How to use Data Iterator in TensorFlow

The built-in Input Pipeline. Never use ‘feed-dict’ anymore

Update 2/06/2018: Added second full example to read csv directly into the dataset

Update 25/05/2018: Added second full example with a Reinitializable iterator

Updated to TensorFlow 1.8

As you should know, feed-dict is the slowest possible way to pass information to TensorFlow and it must be avoided. The correct way to feed data into your models is to use an input pipeline to ensure that the GPU has never to wait for new stuff to come in.

Fortunately, TensorFlow has a built-in API, called Dataset to make it easier to accomplish this task. In this tutorial, we are going to see how we can create an input pipeline and how to feed the data into the model efficiently.

This article will explain the basic mechanics of the Dataset, covering the most common use cases.

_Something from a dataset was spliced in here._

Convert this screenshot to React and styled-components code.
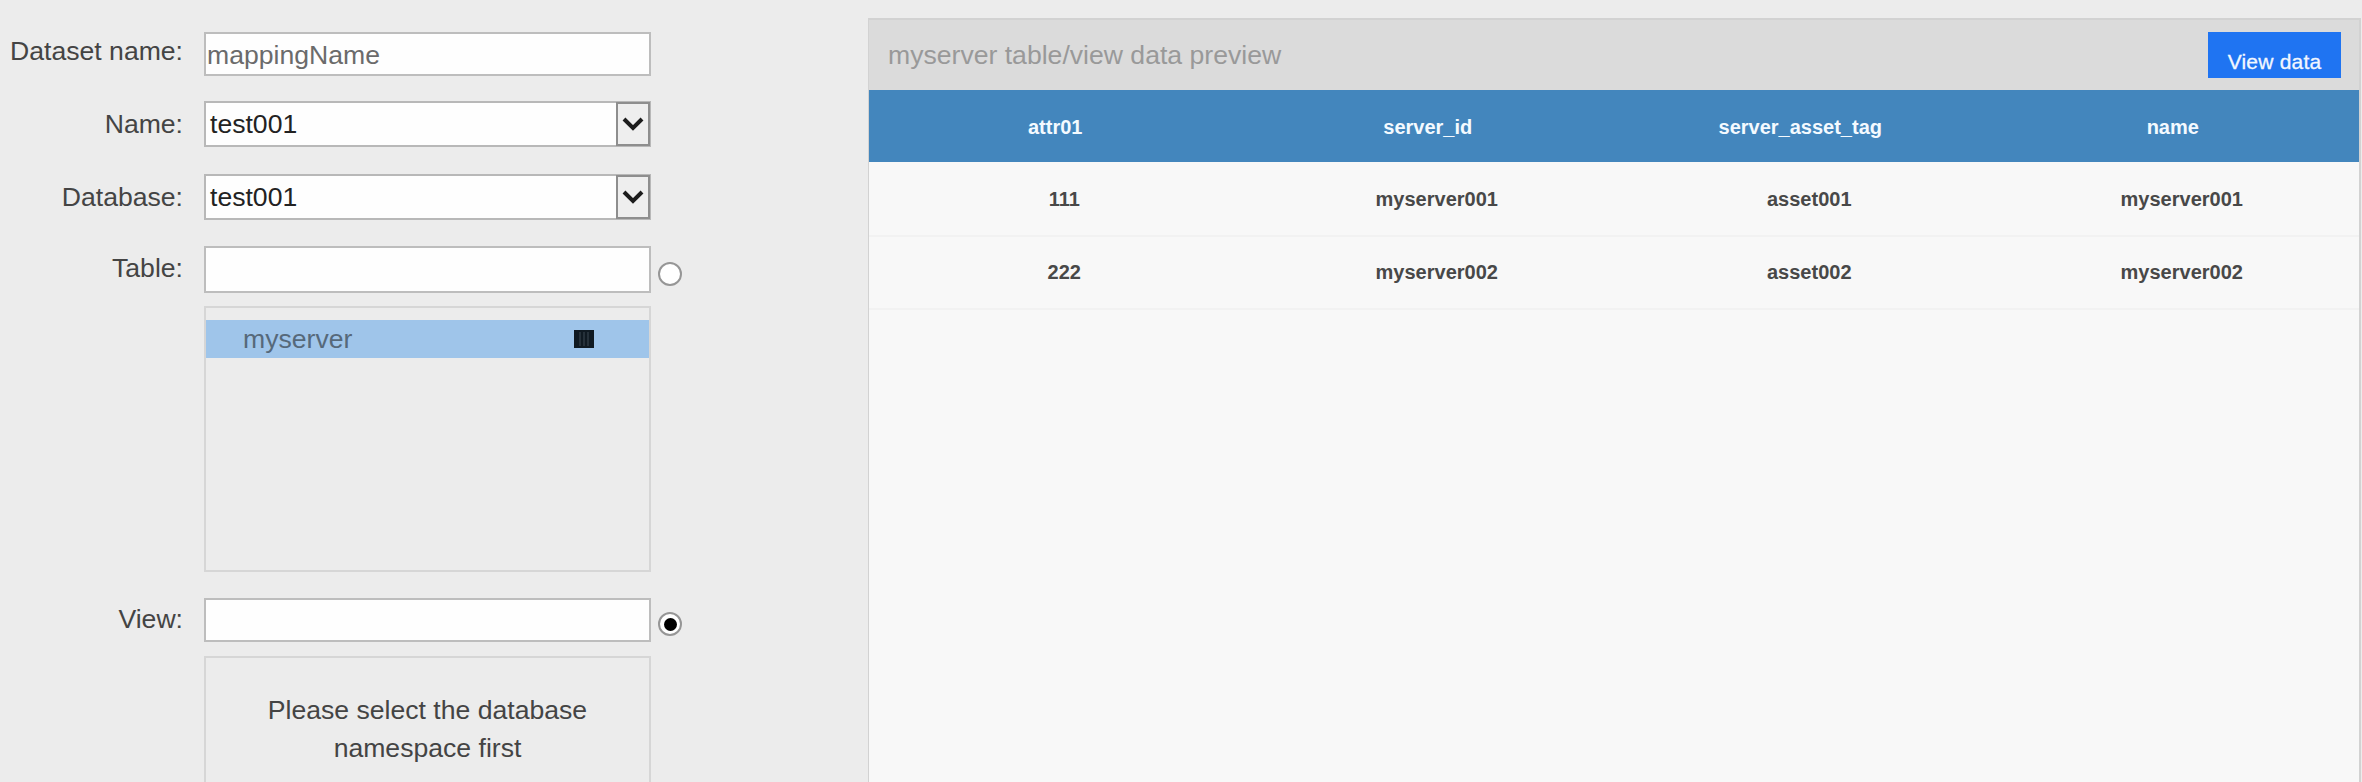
import React from "react";
import styled, { createGlobalStyle } from "styled-components";

const Global = createGlobalStyle`
  * { box-sizing: border-box; }
  body { margin: 0; background: #ececec; font-family: "Liberation Sans", Arial, sans-serif; }
`;

const Page = styled.div`
  display: flex;
  width: 100%;
  height: 782px;
  overflow: hidden;
  background: #ececec;
  color: #444;
  font-size: 26.6px;
`;

const Form = styled.form`
  flex: none;
  width: 868px;
  padding-top: 32px;
`;

const Row = styled.div`
  display: flex;
  align-items: flex-start;
  height: ${(p) => p.$height}px;
`;

const Label = styled.label`
  width: 183px;
  margin: ${(p) => p.$drop}px 21px 0 0;
  line-height: 30px;
  text-align: right;
  white-space: nowrap;
`;

const Input = styled.input`
  width: 447px;
  height: ${(p) => p.$height}px;
  padding: 2px 2px 0 1px;
  border: 2px solid #bdbdbd;
  border-radius: 0;
  outline: none;
  background: #fefefe;
  font: 26.6px "Liberation Sans", Arial, sans-serif;
  color: #6b6b6b;
  &::placeholder { color: #6b6b6b; opacity: 1; }
`;

const Select = styled.div`
  display: flex;
  width: 447px;
  height: 46px;
  border: 2px solid #b8b8b8;
  background: #fefefe;
  color: #222;
`;

const SelectValue = styled.span`
  flex: 1;
  padding-left: 4px;
  font-size: 26.6px;
  line-height: 42px;
`;

const Arrow = styled.span`
  display: flex;
  align-items: center;
  justify-content: center;
  width: 34px;
  height: 44px;
  margin: -1px -1px 0 0;
  border: 2px solid #8e8e8e;
  background: #eeeeee;
`;

const Radio = styled.span`
  display: flex;
  align-items: center;
  justify-content: center;
  width: 24px;
  height: 24px;
  margin: ${(p) => p.$drop}px 0 0 7px;
  border: 2px solid #969696;
  border-radius: 50%;
  background: #fff;
`;

const RadioDot = styled.span`
  width: 13px;
  height: 13px;
  border-radius: 50%;
  background: #000;
`;

const ListBox = styled.div`
  width: 447px;
  height: ${(p) => p.$height}px;
  margin: 0 0 ${(p) => p.$gap || 0}px 204px;
  padding-top: 12px;
  border: 2px solid #d6d6d6;
`;

const ListItem = styled.div`
  display: flex;
  align-items: center;
  justify-content: space-between;
  height: 38px;
  padding: 0 55px 0 37px;
  background: #9fc5ea;
  color: #56697a;
  line-height: 38px;
`;

const Hint = styled.p`
  width: 340px;
  margin: 21px auto 0;
  line-height: 38px;
  text-align: center;
`;

const Preview = styled.section`
  flex: none;
  width: 1493px;
  height: 780px;
  margin-top: 18px;
  border: 2px solid #d2d2d2;
  border-width: 2px 2px 0 1px;
  background: #f8f8f8;
`;

const PreviewHeader = styled.header`
  display: flex;
  justify-content: space-between;
  align-items: flex-start;
  height: 70px;
  padding: 12px 18px 0 19px;
  background: #dbdbdb;
`;

const Title = styled.h2`
  margin: 8px 0 0;
  font-size: 26.6px;
  font-weight: 400;
  line-height: 30px;
  color: #999;
`;

const Button = styled.button`
  width: 133px;
  height: 46px;
  padding: 14px 0 0;
  border: 0;
  background: #1f74f2;
  color: #f2f7ff;
  font: 21px "Liberation Sans", Arial, sans-serif;
  letter-spacing: 0.2px;
  -webkit-text-stroke: 0.3px #f2f7ff;
`;

const TableRow = styled.div`
  display: grid;
  grid-template-columns: repeat(4, 1fr);
  font-size: 20px;
  font-weight: 700;
  text-align: center;
`;

const HeadRow = styled(TableRow)`
  height: 72px;
  background: #4386bd;
  color: #f4faff;
  line-height: 74px;
`;

const DataRow = styled(TableRow)`
  height: 73px;
  box-shadow: 0 2px 0 #f2f2f2;
  color: #484848;
  line-height: 75px;
`;

const Cell = styled.span`
  padding-left: ${(p) => (p.$body ? 18 : 0)}px;
`;

const columns = ["attr01", "server_id", "server_asset_tag", "name"];
const rows = [
  ["111", "myserver001", "asset001", "myserver001"],
  ["222", "myserver002", "asset002", "myserver002"],
];

function SelectBox({ value }) {
  return (
    <Select>
      <SelectValue>{value}</SelectValue>
      <Arrow>
        <svg width="22" height="16" viewBox="0 0 22 16">
          <path d="M2 3 L11 12 L20 3" fill="none" stroke="#1c1c1c" strokeWidth="4" />
        </svg>
      </Arrow>
    </Select>
  );
}

export default function App() {
  return (
    <Page>
      <Global />
      <Form>
        <Row $height={69}>
          <Label $drop={4}>Dataset name:</Label>
          <Input $height={44} placeholder="mappingName" />
        </Row>
        <Row $height={73}>
          <Label $drop={8}>Name:</Label>
          <SelectBox value="test001" />
        </Row>
        <Row $height={72}>
          <Label $drop={8}>Database:</Label>
          <SelectBox value="test001" />
        </Row>
        <Row $height={60}>
          <Label $drop={7}>Table:</Label>
          <Input $height={47} />
          <Radio $drop={16} />
        </Row>
        <ListBox $height={266} $gap={26}>
          <ListItem>
            myserver
            <svg width="20" height="18" viewBox="0 0 20 18">
              <rect width="20" height="18" fill="#101a22" />
              <path d="M6 2V16M10 2V16M14 2V16" stroke="#3c4852" strokeWidth="1" />
            </svg>
          </ListItem>
        </ListBox>
        <Row $height={58}>
          <Label $drop={6}>View:</Label>
          <Input $height={44} />
          <Radio $drop={14}>
            <RadioDot />
          </Radio>
        </Row>
        <ListBox $height={266}>
          <Hint>Please select the database namespace first</Hint>
        </ListBox>
      </Form>
      <Preview>
        <PreviewHeader>
          <Title>myserver table/view data preview</Title>
          <Button type="button">View data</Button>
        </PreviewHeader>
        <HeadRow>{columns.map((c) => <Cell key={c}>{c}</Cell>)}</HeadRow>
        {rows.map((r) => (
          <DataRow key={r[0]}>
            {r.map((c, i) => <Cell $body key={i}>{c}</Cell>)}
          </DataRow>
        ))}
      </Preview>
    </Page>
  );
}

You can found all the code as a jupyter notebook here :

https://github.com/FrancescoSaverioZuppichini/Tensorflow-Dataset-Tutorial/blob/master/dataset_tutorial.ipynb

Generic Overview

In order to use a Dataset we need three steps:

• Importing Data. Create a Dataset instance from some data
• Create an Iterator. By using the created dataset to make an Iterator instance to iterate through the dataset
• Consuming Data. By using the created iterator we can get the elements from the dataset to feed the model

Importing Data

We first need some data to put inside our dataset

From numpy

This is the common case, we have a numpy array and we want to pass it to tensorflow.

# create a random vector of shape (100,2)
x = np.random.sample((100,2))
# make a dataset from a numpy array
dataset = tf.data.Dataset.from_tensor_slices(x)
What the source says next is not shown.